**SET TASK:** Reproduce the listing below word for word, with no pictures.

**SUPPLIED DATA:**
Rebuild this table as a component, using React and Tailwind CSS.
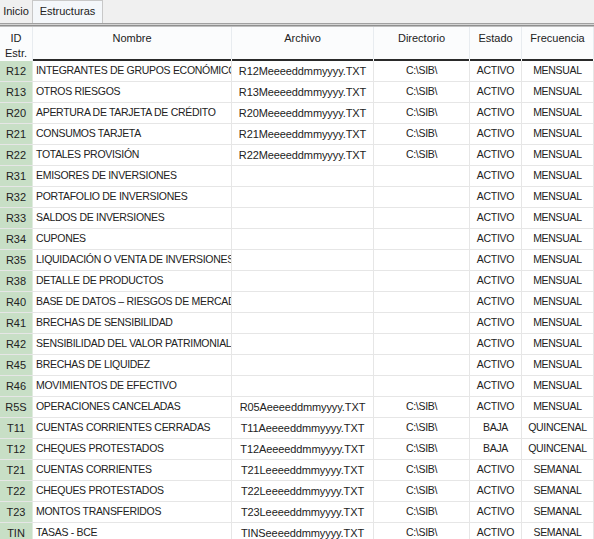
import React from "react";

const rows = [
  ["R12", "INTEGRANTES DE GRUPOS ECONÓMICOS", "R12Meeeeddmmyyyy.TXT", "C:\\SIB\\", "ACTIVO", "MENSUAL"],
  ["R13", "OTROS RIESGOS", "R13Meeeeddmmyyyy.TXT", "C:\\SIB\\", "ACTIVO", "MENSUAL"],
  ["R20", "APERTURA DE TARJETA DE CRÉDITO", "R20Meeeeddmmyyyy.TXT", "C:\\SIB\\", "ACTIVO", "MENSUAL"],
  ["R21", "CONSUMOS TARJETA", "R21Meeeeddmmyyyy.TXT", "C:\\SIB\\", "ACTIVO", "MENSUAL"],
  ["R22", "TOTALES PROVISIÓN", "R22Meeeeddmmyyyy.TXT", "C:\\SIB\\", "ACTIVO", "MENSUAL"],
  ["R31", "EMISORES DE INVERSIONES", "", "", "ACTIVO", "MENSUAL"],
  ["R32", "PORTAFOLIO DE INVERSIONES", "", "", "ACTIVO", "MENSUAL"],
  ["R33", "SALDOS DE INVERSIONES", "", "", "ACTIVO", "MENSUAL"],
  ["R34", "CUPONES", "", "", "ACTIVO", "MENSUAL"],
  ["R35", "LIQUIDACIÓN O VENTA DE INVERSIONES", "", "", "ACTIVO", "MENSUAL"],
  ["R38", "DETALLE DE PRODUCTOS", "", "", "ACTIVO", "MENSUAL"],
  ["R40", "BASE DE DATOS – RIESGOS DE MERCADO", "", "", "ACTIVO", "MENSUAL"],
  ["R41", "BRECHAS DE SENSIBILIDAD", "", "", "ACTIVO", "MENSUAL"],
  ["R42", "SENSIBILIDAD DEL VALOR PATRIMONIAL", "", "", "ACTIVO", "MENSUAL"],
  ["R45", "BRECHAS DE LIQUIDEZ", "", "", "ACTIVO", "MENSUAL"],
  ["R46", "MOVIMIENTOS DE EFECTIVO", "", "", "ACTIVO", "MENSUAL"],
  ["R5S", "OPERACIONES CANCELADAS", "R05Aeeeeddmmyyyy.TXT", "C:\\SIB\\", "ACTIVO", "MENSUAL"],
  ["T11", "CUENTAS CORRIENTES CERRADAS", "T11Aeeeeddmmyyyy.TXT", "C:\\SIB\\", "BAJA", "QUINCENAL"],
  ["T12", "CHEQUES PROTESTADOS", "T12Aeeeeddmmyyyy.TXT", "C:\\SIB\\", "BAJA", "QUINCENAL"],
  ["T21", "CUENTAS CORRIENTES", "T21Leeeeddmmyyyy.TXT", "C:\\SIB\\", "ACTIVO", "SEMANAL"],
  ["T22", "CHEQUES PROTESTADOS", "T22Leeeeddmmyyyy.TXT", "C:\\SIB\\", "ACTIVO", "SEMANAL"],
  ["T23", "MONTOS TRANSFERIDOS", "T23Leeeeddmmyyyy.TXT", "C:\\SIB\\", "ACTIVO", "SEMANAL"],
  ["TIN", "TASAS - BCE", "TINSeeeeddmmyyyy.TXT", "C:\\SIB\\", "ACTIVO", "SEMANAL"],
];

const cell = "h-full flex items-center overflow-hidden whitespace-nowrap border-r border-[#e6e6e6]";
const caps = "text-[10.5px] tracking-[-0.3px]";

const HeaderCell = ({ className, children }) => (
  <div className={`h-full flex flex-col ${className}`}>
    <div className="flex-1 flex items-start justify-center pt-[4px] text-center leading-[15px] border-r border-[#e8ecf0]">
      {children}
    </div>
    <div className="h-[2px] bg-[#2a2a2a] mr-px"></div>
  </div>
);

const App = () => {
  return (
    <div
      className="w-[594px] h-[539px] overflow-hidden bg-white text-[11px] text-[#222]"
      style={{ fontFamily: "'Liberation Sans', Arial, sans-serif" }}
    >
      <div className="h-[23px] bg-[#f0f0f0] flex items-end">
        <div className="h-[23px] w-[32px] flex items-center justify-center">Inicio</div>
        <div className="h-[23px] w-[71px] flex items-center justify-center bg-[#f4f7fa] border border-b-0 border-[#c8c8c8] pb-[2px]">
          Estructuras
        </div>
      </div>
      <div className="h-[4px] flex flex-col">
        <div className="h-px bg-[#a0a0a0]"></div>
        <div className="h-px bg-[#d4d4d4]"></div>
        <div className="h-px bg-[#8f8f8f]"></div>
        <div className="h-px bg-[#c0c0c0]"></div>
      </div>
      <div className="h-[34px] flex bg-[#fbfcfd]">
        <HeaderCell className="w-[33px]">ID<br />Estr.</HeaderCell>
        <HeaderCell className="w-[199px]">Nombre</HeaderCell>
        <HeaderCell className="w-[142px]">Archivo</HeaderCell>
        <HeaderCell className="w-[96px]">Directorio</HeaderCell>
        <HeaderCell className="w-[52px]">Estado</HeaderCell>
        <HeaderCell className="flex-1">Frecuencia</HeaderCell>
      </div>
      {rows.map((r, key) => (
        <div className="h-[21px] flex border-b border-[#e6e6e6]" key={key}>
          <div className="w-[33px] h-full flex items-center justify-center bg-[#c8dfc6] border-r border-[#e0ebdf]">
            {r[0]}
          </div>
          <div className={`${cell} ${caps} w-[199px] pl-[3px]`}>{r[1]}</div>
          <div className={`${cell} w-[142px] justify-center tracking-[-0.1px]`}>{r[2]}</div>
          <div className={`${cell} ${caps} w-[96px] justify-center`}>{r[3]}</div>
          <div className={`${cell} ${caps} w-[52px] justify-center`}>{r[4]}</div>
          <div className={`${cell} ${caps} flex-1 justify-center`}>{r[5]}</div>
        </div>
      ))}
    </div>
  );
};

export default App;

**ANSWER TO THE PROBLEM:**
Rebuild this table as a component, using React and Tailwind CSS.
import React from "react";

const rows = [
  ["R12", "INTEGRANTES DE GRUPOS ECONÓMICOS", "R12Meeeeddmmyyyy.TXT", "C:\\SIB\\", "ACTIVO", "MENSUAL"],
  ["R13", "OTROS RIESGOS", "R13Meeeeddmmyyyy.TXT", "C:\\SIB\\", "ACTIVO", "MENSUAL"],
  ["R20", "APERTURA DE TARJETA DE CRÉDITO", "R20Meeeeddmmyyyy.TXT", "C:\\SIB\\", "ACTIVO", "MENSUAL"],
  ["R21", "CONSUMOS TARJETA", "R21Meeeeddmmyyyy.TXT", "C:\\SIB\\", "ACTIVO", "MENSUAL"],
  ["R22", "TOTALES PROVISIÓN", "R22Meeeeddmmyyyy.TXT", "C:\\SIB\\", "ACTIVO", "MENSUAL"],
  ["R31", "EMISORES DE INVERSIONES", "", "", "ACTIVO", "MENSUAL"],
  ["R32", "PORTAFOLIO DE INVERSIONES", "", "", "ACTIVO", "MENSUAL"],
  ["R33", "SALDOS DE INVERSIONES", "", "", "ACTIVO", "MENSUAL"],
  ["R34", "CUPONES", "", "", "ACTIVO", "MENSUAL"],
  ["R35", "LIQUIDACIÓN O VENTA DE INVERSIONES", "", "", "ACTIVO", "MENSUAL"],
  ["R38", "DETALLE DE PRODUCTOS", "", "", "ACTIVO", "MENSUAL"],
  ["R40", "BASE DE DATOS – RIESGOS DE MERCADO", "", "", "ACTIVO", "MENSUAL"],
  ["R41", "BRECHAS DE SENSIBILIDAD", "", "", "ACTIVO", "MENSUAL"],
  ["R42", "SENSIBILIDAD DEL VALOR PATRIMONIAL", "", "", "ACTIVO", "MENSUAL"],
  ["R45", "BRECHAS DE LIQUIDEZ", "", "", "ACTIVO", "MENSUAL"],
  ["R46", "MOVIMIENTOS DE EFECTIVO", "", "", "ACTIVO", "MENSUAL"],
  ["R5S", "OPERACIONES CANCELADAS", "R05Aeeeeddmmyyyy.TXT", "C:\\SIB\\", "ACTIVO", "MENSUAL"],
  ["T11", "CUENTAS CORRIENTES CERRADAS", "T11Aeeeeddmmyyyy.TXT", "C:\\SIB\\", "BAJA", "QUINCENAL"],
  ["T12", "CHEQUES PROTESTADOS", "T12Aeeeeddmmyyyy.TXT", "C:\\SIB\\", "BAJA", "QUINCENAL"],
  ["T21", "CUENTAS CORRIENTES", "T21Leeeeddmmyyyy.TXT", "C:\\SIB\\", "ACTIVO", "SEMANAL"],
  ["T22", "CHEQUES PROTESTADOS", "T22Leeeeddmmyyyy.TXT", "C:\\SIB\\", "ACTIVO", "SEMANAL"],
  ["T23", "MONTOS TRANSFERIDOS", "T23Leeeeddmmyyyy.TXT", "C:\\SIB\\", "ACTIVO", "SEMANAL"],
  ["TIN", "TASAS - BCE", "TINSeeeeddmmyyyy.TXT", "C:\\SIB\\", "ACTIVO", "SEMANAL"],
];

const cell = "h-full flex items-center overflow-hidden whitespace-nowrap border-r border-[#e6e6e6]";
const caps = "text-[10.5px] tracking-[-0.3px]";

const HeaderCell = ({ className, children }) => (
  <div className={`h-full flex flex-col ${className}`}>
    <div className="flex-1 flex items-start justify-center pt-[4px] text-center leading-[15px] border-r border-[#e8ecf0]">
      {children}
    </div>
    <div className="h-[2px] bg-[#2a2a2a] mr-px"></div>
  </div>
);

const App = () => {
  return (
    <div
      className="w-[594px] h-[539px] overflow-hidden bg-white text-[11px] text-[#222]"
      style={{ fontFamily: "'Liberation Sans', Arial, sans-serif" }}
    >
      <div className="h-[23px] bg-[#f0f0f0] flex items-end">
        <div className="h-[23px] w-[32px] flex items-center justify-center">Inicio</div>
        <div className="h-[23px] w-[71px] flex items-center justify-center bg-[#f4f7fa] border border-b-0 border-[#c8c8c8] pb-[2px]">
          Estructuras
        </div>
      </div>
      <div className="h-[4px] flex flex-col">
        <div className="h-px bg-[#a0a0a0]"></div>
        <div className="h-px bg-[#d4d4d4]"></div>
        <div className="h-px bg-[#8f8f8f]"></div>
        <div className="h-px bg-[#c0c0c0]"></div>
      </div>
      <div className="h-[34px] flex bg-[#fbfcfd]">
        <HeaderCell className="w-[33px]">ID<br />Estr.</HeaderCell>
        <HeaderCell className="w-[199px]">Nombre</HeaderCell>
        <HeaderCell className="w-[142px]">Archivo</HeaderCell>
        <HeaderCell className="w-[96px]">Directorio</HeaderCell>
        <HeaderCell className="w-[52px]">Estado</HeaderCell>
        <HeaderCell className="flex-1">Frecuencia</HeaderCell>
      </div>
      {rows.map((r, key) => (
        <div className="h-[21px] flex border-b border-[#e6e6e6]" key={key}>
          <div className="w-[33px] h-full flex items-center justify-center bg-[#c8dfc6] border-r border-[#e0ebdf]">
            {r[0]}
          </div>
          <div className={`${cell} ${caps} w-[199px] pl-[3px]`}>{r[1]}</div>
          <div className={`${cell} w-[142px] justify-center tracking-[-0.1px]`}>{r[2]}</div>
          <div className={`${cell} ${caps} w-[96px] justify-center`}>{r[3]}</div>
          <div className={`${cell} ${caps} w-[52px] justify-center`}>{r[4]}</div>
          <div className={`${cell} ${caps} flex-1 justify-center`}>{r[5]}</div>
        </div>
      ))}
    </div>
  );
};

export default App;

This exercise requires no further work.